Supplied data:
==================================================

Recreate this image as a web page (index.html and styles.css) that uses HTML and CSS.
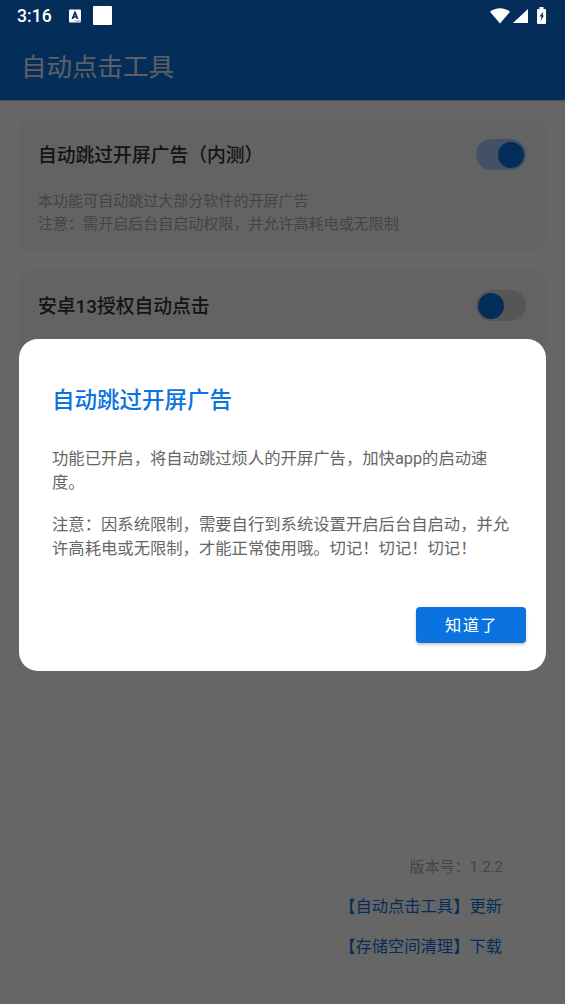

==================================================

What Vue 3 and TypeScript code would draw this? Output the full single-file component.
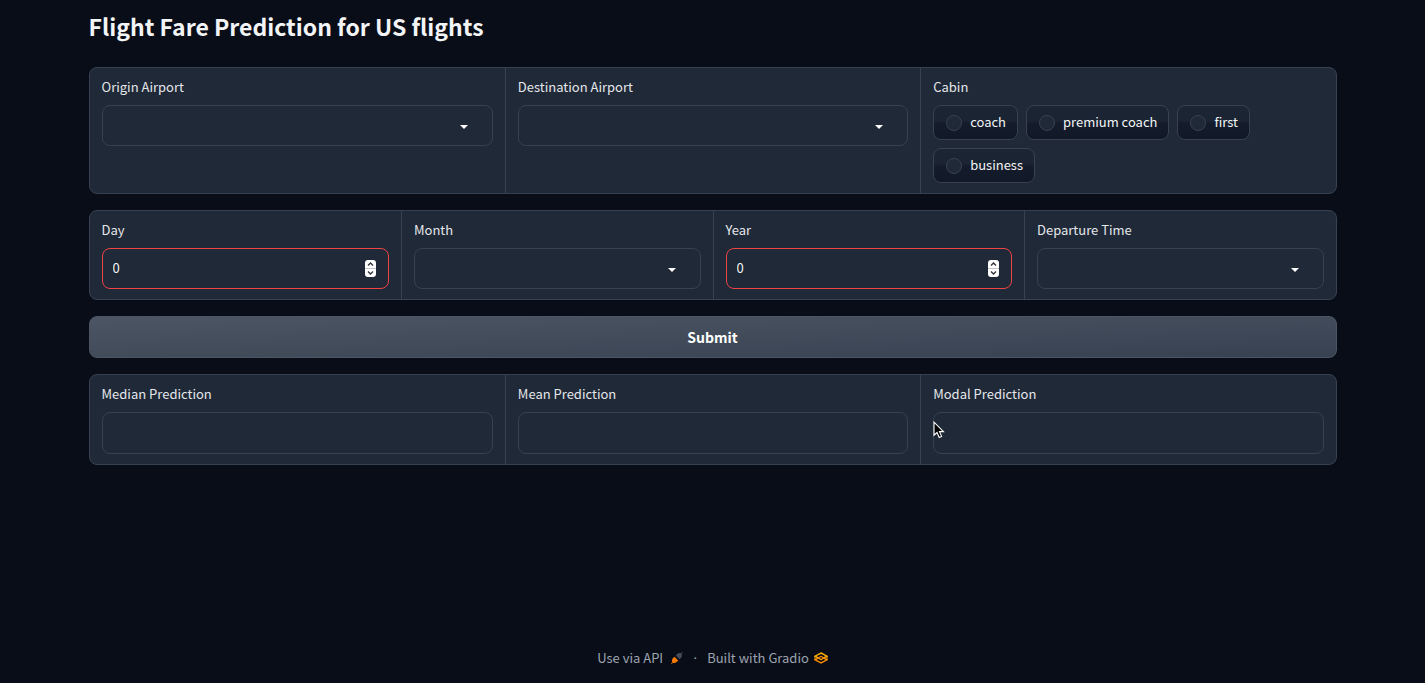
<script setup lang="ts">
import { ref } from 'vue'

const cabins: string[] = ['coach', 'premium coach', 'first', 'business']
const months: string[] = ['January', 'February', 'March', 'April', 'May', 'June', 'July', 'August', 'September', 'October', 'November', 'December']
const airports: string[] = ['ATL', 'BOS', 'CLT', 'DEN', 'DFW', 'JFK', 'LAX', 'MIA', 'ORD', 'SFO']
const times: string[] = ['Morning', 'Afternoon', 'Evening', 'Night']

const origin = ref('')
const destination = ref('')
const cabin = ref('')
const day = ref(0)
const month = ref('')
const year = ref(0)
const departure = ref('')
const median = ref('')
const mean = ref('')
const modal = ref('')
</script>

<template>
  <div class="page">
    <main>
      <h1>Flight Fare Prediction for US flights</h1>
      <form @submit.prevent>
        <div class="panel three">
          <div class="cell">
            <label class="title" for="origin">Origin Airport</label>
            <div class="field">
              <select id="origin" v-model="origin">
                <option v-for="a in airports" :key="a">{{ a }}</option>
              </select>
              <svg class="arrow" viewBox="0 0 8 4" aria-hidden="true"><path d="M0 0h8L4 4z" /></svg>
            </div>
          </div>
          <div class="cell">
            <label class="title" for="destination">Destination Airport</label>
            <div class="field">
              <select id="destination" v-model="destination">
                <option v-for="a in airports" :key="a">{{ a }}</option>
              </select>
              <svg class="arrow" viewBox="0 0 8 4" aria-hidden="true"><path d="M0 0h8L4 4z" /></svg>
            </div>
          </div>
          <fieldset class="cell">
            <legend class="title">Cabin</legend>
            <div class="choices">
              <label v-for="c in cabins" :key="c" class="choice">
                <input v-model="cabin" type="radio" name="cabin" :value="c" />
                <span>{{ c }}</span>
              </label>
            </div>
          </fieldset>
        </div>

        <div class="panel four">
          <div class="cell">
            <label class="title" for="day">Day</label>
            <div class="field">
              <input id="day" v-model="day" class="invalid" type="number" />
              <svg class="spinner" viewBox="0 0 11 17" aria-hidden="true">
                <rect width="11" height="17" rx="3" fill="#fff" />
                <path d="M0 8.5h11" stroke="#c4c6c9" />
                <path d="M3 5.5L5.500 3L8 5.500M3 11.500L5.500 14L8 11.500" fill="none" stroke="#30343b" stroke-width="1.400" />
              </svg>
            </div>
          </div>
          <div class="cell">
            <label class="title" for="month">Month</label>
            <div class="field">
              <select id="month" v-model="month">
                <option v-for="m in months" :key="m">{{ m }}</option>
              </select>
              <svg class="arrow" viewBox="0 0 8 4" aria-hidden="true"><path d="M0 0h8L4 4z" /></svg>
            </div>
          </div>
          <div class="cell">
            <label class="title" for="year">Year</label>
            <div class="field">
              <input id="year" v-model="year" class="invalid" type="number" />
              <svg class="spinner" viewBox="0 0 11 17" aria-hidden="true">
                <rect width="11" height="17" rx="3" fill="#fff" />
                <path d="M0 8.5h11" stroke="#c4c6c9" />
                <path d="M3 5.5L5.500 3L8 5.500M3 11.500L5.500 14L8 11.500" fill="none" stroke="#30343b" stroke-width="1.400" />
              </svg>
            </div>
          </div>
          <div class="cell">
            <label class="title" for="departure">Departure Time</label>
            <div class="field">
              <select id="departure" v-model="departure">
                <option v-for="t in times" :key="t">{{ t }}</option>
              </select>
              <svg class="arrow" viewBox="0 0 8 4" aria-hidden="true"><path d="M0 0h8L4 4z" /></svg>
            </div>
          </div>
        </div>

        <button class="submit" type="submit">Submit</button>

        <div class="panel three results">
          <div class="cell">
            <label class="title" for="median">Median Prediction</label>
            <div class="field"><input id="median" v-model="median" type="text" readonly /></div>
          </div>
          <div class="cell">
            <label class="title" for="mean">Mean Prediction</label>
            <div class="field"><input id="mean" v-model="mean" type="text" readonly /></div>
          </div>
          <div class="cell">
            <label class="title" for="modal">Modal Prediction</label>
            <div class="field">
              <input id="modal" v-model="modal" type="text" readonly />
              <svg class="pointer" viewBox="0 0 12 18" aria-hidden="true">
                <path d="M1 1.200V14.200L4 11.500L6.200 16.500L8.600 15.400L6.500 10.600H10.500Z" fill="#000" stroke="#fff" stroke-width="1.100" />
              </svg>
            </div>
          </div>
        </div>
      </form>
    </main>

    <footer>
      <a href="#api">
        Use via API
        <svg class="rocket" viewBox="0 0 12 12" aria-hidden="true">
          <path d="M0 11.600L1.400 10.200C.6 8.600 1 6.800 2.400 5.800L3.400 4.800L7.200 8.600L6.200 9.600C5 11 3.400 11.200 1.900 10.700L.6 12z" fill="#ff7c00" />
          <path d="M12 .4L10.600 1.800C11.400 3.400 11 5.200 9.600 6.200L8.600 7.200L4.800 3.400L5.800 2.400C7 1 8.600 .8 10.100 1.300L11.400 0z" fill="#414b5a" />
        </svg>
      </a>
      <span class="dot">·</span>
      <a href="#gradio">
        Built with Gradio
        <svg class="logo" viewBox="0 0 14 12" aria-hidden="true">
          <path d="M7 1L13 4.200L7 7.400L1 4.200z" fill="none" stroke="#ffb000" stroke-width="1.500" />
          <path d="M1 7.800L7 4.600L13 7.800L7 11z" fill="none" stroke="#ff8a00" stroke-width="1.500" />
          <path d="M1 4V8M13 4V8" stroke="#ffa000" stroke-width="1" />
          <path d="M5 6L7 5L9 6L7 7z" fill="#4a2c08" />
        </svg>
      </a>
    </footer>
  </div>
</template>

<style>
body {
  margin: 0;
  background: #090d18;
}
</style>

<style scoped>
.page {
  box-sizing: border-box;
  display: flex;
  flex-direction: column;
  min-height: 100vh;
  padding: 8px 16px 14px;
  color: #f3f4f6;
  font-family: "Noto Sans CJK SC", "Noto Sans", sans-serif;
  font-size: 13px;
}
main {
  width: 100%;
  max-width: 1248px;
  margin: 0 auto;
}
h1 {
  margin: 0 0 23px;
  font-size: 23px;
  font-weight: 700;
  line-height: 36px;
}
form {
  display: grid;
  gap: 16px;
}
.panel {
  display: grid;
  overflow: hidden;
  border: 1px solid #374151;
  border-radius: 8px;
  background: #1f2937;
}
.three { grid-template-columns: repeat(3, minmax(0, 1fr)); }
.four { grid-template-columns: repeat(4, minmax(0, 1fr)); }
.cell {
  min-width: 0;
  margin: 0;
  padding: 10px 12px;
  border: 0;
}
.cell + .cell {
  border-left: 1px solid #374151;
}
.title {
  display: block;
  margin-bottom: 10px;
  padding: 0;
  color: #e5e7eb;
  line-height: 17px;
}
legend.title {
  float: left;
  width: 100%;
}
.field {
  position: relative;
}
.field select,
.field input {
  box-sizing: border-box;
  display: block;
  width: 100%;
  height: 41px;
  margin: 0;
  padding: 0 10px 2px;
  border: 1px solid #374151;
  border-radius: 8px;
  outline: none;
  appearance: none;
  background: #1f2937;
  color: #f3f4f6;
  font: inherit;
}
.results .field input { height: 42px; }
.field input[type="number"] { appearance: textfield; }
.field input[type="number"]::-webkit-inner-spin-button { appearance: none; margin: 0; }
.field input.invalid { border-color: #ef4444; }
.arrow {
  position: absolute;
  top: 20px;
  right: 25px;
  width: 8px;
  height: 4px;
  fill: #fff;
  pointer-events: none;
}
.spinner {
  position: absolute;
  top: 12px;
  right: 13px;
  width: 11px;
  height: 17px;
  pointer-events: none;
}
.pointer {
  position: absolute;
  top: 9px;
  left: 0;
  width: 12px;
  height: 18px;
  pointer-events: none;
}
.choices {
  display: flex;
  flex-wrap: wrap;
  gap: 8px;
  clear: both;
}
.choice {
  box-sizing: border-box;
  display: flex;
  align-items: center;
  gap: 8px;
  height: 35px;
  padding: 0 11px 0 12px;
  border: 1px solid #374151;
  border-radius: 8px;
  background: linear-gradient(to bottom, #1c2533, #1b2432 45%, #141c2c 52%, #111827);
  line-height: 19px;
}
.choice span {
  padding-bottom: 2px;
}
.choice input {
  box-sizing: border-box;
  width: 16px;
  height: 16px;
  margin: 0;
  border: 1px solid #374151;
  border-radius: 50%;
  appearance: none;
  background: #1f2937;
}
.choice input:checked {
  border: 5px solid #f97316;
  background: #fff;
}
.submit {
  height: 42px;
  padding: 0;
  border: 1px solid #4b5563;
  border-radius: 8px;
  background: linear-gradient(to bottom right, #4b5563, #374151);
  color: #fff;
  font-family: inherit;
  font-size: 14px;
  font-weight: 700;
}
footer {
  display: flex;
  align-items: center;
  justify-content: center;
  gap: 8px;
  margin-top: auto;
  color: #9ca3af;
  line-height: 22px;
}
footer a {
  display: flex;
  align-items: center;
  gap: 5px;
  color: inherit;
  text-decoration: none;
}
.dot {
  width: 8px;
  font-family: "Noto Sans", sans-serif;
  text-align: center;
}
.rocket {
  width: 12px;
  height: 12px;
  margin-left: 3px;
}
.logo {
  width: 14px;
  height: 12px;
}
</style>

==================================================

Aim of the task: In the lines above, find each one with "page" and list it.

Finished answer:
Recreate this image as a web page (index.html and styles.css) that uses HTML and CSS.
  <div class="page">
.page {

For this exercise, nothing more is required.